Directive
Write out the data again exactly, skipping every picture.

************

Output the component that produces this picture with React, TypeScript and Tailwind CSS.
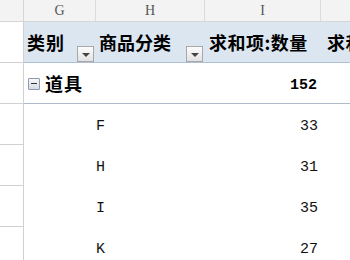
import React from 'react';

const cjk = { fontFamily: '"Noto Sans CJK SC", "Liberation Sans", sans-serif' };
const mono = { fontFamily: '"Liberation Mono", "Noto Sans CJK SC", monospace' };

const FilterButton = () => (
  <div className="absolute right-[2px] bottom-0 w-[17px] h-[16px] border border-[#a8a8a8] bg-gradient-to-b from-[#fcfcfc] to-[#e2e2e2] flex items-center justify-center">
    <svg width="8" height="4" viewBox="0 0 8 4" className="mt-[2px]">
      <path d="M0 0 L8 0 L4 4 Z" fill="#444" />
    </svg>
  </div>
);

const items = [
  { name: 'F', qty: 33 },
  { name: 'H', qty: 31 },
  { name: 'I', qty: 35 },
  { name: 'K', qty: 27 },
];

const App: React.FC = () => {
  return (
    <div className="w-[350px] h-[260px] overflow-hidden bg-white">
      {/* column letters */}
      <div className="flex h-[22px] bg-[#f3f3f3] border-b border-[#d5d5d5] text-[14px] text-[#555]" style={{ fontFamily: '"Liberation Serif", serif' }}>
        <div className="w-[24px] shrink-0 border-r border-[#d5d5d5]" />
        <div className="w-[72px] shrink-0 border-r border-[#dcdcdc] flex items-center justify-center">G</div>
        <div className="w-[109px] shrink-0 border-r border-[#dcdcdc] flex items-center justify-center">H</div>
        <div className="w-[116px] shrink-0 border-r border-[#dcdcdc] flex items-center justify-center">I</div>
        <div className="flex-1" />
      </div>

      {/* pivot header */}
      <div className="flex h-[41px]">
        <div className="w-[24px] shrink-0 border-r border-b border-[#d0d0d0]" />
        <div className="flex-1 flex bg-[#dce6f1] border-b border-[#aebfd4] text-[18px] font-bold text-black whitespace-nowrap" style={cjk}>
          <div className="relative w-[72px] shrink-0 flex items-center pl-[3px] tracking-[1px]">类别<FilterButton /></div>
          <div className="relative w-[109px] shrink-0 flex items-center pl-[3px]">商品分类<FilterButton /></div>
          <div className="w-[116px] shrink-0 flex items-center pl-[4px] tracking-[0.5px]">求和项:数量</div>
          <div className="flex-1 flex items-center pl-[6px] overflow-hidden tracking-[0.5px]">求和项:金额</div>
        </div>
      </div>

      {/* category row */}
      <div className="flex h-[41px]">
        <div className="w-[24px] shrink-0 border-r border-b border-[#d0d0d0]" />
        <div className="flex-1 flex border-b border-[#aebbc9]">
          <div className="w-[181px] shrink-0 flex items-center pl-[4px] gap-[5px]">
            <div className="w-[12px] h-[12px] border border-[#8e9aab] rounded-[1px] bg-gradient-to-b from-[#f7f8fa] to-[#d5dbe3] flex items-center justify-center mt-[1px]">
              <div className="w-[6px] h-[1px] bg-[#333]" />
            </div>
            <span className="text-[18px] font-bold tracking-[1px]" style={cjk}>道具</span>
          </div>
          <div className="w-[116px] shrink-0 flex items-center justify-end pr-[4px] pt-[6px] text-[15px] font-bold" style={mono}>152</div>
          <div className="flex-1" />
        </div>
      </div>

      {/* item rows */}
      {items.map((it) => (
        <div key={it.name} className="flex h-[41px]">
          <div className="w-[24px] shrink-0 border-r border-b border-[#d0d0d0]" />
          <div className="flex-1 flex text-[15px] text-[#111]" style={mono}>
            <div className="w-[72px] shrink-0" />
            <div className="w-[109px] shrink-0 flex items-center pt-[6px]">{it.name}</div>
            <div className="w-[116px] shrink-0 flex items-center justify-end pr-[3px] pt-[6px]">{it.qty}</div>
            <div className="flex-1" />
          </div>
        </div>
      ))}
    </div>
  );
};

export default App;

************

Correct result
Output the component that produces this picture with React, TypeScript and Tailwind CSS.
import React from 'react';

const cjk = { fontFamily: '"Noto Sans CJK SC", "Liberation Sans", sans-serif' };
const mono = { fontFamily: '"Liberation Mono", "Noto Sans CJK SC", monospace' };

const FilterButton = () => (
  <div className="absolute right-[2px] bottom-0 w-[17px] h-[16px] border border-[#a8a8a8] bg-gradient-to-b from-[#fcfcfc] to-[#e2e2e2] flex items-center justify-center">
    <svg width="8" height="4" viewBox="0 0 8 4" className="mt-[2px]">
      <path d="M0 0 L8 0 L4 4 Z" fill="#444" />
    </svg>
  </div>
);

const items = [
  { name: 'F', qty: 33 },
  { name: 'H', qty: 31 },
  { name: 'I', qty: 35 },
  { name: 'K', qty: 27 },
];

const App: React.FC = () => {
  return (
    <div className="w-[350px] h-[260px] overflow-hidden bg-white">
      {/* column letters */}
      <div className="flex h-[22px] bg-[#f3f3f3] border-b border-[#d5d5d5] text-[14px] text-[#555]" style={{ fontFamily: '"Liberation Serif", serif' }}>
        <div className="w-[24px] shrink-0 border-r border-[#d5d5d5]" />
        <div className="w-[72px] shrink-0 border-r border-[#dcdcdc] flex items-center justify-center">G</div>
        <div className="w-[109px] shrink-0 border-r border-[#dcdcdc] flex items-center justify-center">H</div>
        <div className="w-[116px] shrink-0 border-r border-[#dcdcdc] flex items-center justify-center">I</div>
        <div className="flex-1" />
      </div>

      {/* pivot header */}
      <div className="flex h-[41px]">
        <div className="w-[24px] shrink-0 border-r border-b border-[#d0d0d0]" />
        <div className="flex-1 flex bg-[#dce6f1] border-b border-[#aebfd4] text-[18px] font-bold text-black whitespace-nowrap" style={cjk}>
          <div className="relative w-[72px] shrink-0 flex items-center pl-[3px] tracking-[1px]">类别<FilterButton /></div>
          <div className="relative w-[109px] shrink-0 flex items-center pl-[3px]">商品分类<FilterButton /></div>
          <div className="w-[116px] shrink-0 flex items-center pl-[4px] tracking-[0.5px]">求和项:数量</div>
          <div className="flex-1 flex items-center pl-[6px] overflow-hidden tracking-[0.5px]">求和项:金额</div>
        </div>
      </div>

      {/* category row */}
      <div className="flex h-[41px]">
        <div className="w-[24px] shrink-0 border-r border-b border-[#d0d0d0]" />
        <div className="flex-1 flex border-b border-[#aebbc9]">
          <div className="w-[181px] shrink-0 flex items-center pl-[4px] gap-[5px]">
            <div className="w-[12px] h-[12px] border border-[#8e9aab] rounded-[1px] bg-gradient-to-b from-[#f7f8fa] to-[#d5dbe3] flex items-center justify-center mt-[1px]">
              <div className="w-[6px] h-[1px] bg-[#333]" />
            </div>
            <span className="text-[18px] font-bold tracking-[1px]" style={cjk}>道具</span>
          </div>
          <div className="w-[116px] shrink-0 flex items-center justify-end pr-[4px] pt-[6px] text-[15px] font-bold" style={mono}>152</div>
          <div className="flex-1" />
        </div>
      </div>

      {/* item rows */}
      {items.map((it) => (
        <div key={it.name} className="flex h-[41px]">
          <div className="w-[24px] shrink-0 border-r border-b border-[#d0d0d0]" />
          <div className="flex-1 flex text-[15px] text-[#111]" style={mono}>
            <div className="w-[72px] shrink-0" />
            <div className="w-[109px] shrink-0 flex items-center pt-[6px]">{it.name}</div>
            <div className="w-[116px] shrink-0 flex items-center justify-end pr-[3px] pt-[6px]">{it.qty}</div>
            <div className="flex-1" />
          </div>
        </div>
      ))}
    </div>
  );
};

export default App;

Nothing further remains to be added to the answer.